* Work to do
Copy each line of the data below exactly, leaving out pictures.
=====
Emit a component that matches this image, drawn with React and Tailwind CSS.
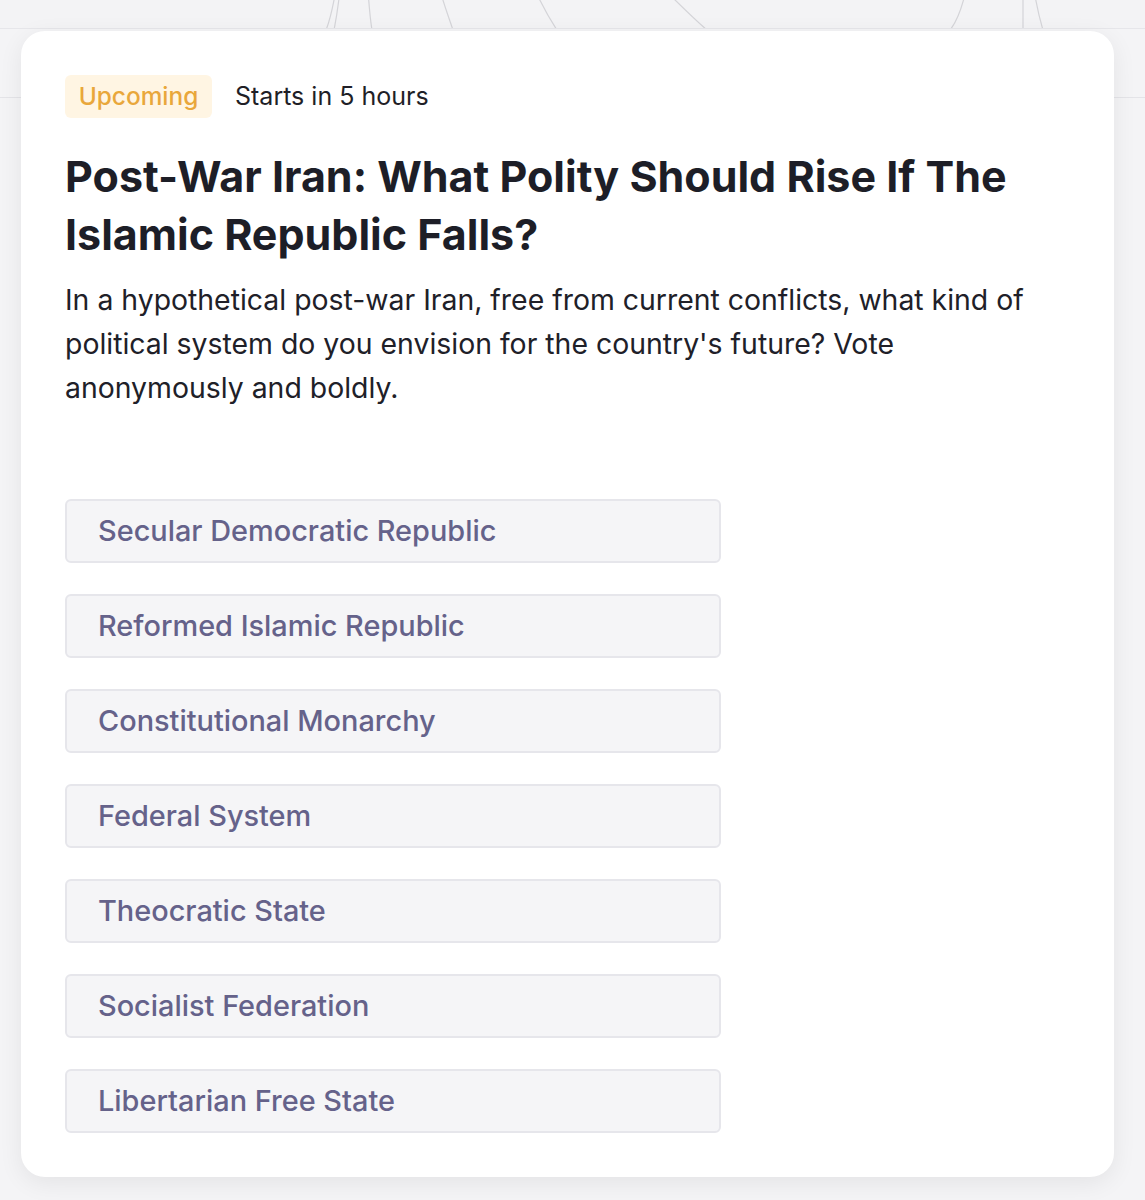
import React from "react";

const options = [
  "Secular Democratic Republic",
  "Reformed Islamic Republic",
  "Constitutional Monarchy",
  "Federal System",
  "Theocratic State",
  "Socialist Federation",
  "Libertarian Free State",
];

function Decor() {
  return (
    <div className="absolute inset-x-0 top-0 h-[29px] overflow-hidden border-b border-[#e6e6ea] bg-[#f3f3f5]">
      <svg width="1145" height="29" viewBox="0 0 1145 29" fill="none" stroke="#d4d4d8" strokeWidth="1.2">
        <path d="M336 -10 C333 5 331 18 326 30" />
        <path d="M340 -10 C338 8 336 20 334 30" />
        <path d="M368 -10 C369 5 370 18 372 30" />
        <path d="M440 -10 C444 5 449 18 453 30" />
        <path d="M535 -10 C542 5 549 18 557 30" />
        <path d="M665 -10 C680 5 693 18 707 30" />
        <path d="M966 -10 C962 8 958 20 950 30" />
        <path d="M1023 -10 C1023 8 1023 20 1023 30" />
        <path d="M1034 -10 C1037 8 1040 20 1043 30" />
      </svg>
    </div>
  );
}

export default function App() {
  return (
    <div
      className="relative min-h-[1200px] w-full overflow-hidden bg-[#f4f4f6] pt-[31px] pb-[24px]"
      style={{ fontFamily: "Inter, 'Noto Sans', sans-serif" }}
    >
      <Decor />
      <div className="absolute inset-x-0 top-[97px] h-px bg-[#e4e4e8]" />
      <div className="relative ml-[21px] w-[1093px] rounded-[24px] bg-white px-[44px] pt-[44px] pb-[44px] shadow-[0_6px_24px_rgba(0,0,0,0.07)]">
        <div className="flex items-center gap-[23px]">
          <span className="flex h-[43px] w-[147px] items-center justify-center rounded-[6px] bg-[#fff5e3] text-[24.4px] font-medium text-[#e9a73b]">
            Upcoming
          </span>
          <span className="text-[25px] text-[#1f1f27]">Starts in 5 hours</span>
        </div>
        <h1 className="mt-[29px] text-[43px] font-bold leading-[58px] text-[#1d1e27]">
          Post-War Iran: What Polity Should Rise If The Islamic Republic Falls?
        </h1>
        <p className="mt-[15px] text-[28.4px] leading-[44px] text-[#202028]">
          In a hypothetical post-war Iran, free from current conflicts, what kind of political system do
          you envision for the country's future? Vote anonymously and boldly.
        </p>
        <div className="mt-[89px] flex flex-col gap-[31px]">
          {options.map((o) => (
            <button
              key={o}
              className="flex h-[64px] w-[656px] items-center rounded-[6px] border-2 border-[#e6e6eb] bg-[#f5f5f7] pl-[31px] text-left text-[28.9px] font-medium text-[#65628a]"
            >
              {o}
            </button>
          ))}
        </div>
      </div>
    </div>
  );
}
=====
* Completed exercise
Emit a component that matches this image, drawn with React and Tailwind CSS.
import React from "react";

const options = [
  "Secular Democratic Republic",
  "Reformed Islamic Republic",
  "Constitutional Monarchy",
  "Federal System",
  "Theocratic State",
  "Socialist Federation",
  "Libertarian Free State",
];

function Decor() {
  return (
    <div className="absolute inset-x-0 top-0 h-[29px] overflow-hidden border-b border-[#e6e6ea] bg-[#f3f3f5]">
      <svg width="1145" height="29" viewBox="0 0 1145 29" fill="none" stroke="#d4d4d8" strokeWidth="1.2">
        <path d="M336 -10 C333 5 331 18 326 30" />
        <path d="M340 -10 C338 8 336 20 334 30" />
        <path d="M368 -10 C369 5 370 18 372 30" />
        <path d="M440 -10 C444 5 449 18 453 30" />
        <path d="M535 -10 C542 5 549 18 557 30" />
        <path d="M665 -10 C680 5 693 18 707 30" />
        <path d="M966 -10 C962 8 958 20 950 30" />
        <path d="M1023 -10 C1023 8 1023 20 1023 30" />
        <path d="M1034 -10 C1037 8 1040 20 1043 30" />
      </svg>
    </div>
  );
}

export default function App() {
  return (
    <div
      className="relative min-h-[1200px] w-full overflow-hidden bg-[#f4f4f6] pt-[31px] pb-[24px]"
      style={{ fontFamily: "Inter, 'Noto Sans', sans-serif" }}
    >
      <Decor />
      <div className="absolute inset-x-0 top-[97px] h-px bg-[#e4e4e8]" />
      <div className="relative ml-[21px] w-[1093px] rounded-[24px] bg-white px-[44px] pt-[44px] pb-[44px] shadow-[0_6px_24px_rgba(0,0,0,0.07)]">
        <div className="flex items-center gap-[23px]">
          <span className="flex h-[43px] w-[147px] items-center justify-center rounded-[6px] bg-[#fff5e3] text-[24.4px] font-medium text-[#e9a73b]">
            Upcoming
          </span>
          <span className="text-[25px] text-[#1f1f27]">Starts in 5 hours</span>
        </div>
        <h1 className="mt-[29px] text-[43px] font-bold leading-[58px] text-[#1d1e27]">
          Post-War Iran: What Polity Should Rise If The Islamic Republic Falls?
        </h1>
        <p className="mt-[15px] text-[28.4px] leading-[44px] text-[#202028]">
          In a hypothetical post-war Iran, free from current conflicts, what kind of political system do
          you envision for the country's future? Vote anonymously and boldly.
        </p>
        <div className="mt-[89px] flex flex-col gap-[31px]">
          {options.map((o) => (
            <button
              key={o}
              className="flex h-[64px] w-[656px] items-center rounded-[6px] border-2 border-[#e6e6eb] bg-[#f5f5f7] pl-[31px] text-left text-[28.9px] font-medium text-[#65628a]"
            >
              {o}
            </button>
          ))}
        </div>
      </div>
    </div>
  );
}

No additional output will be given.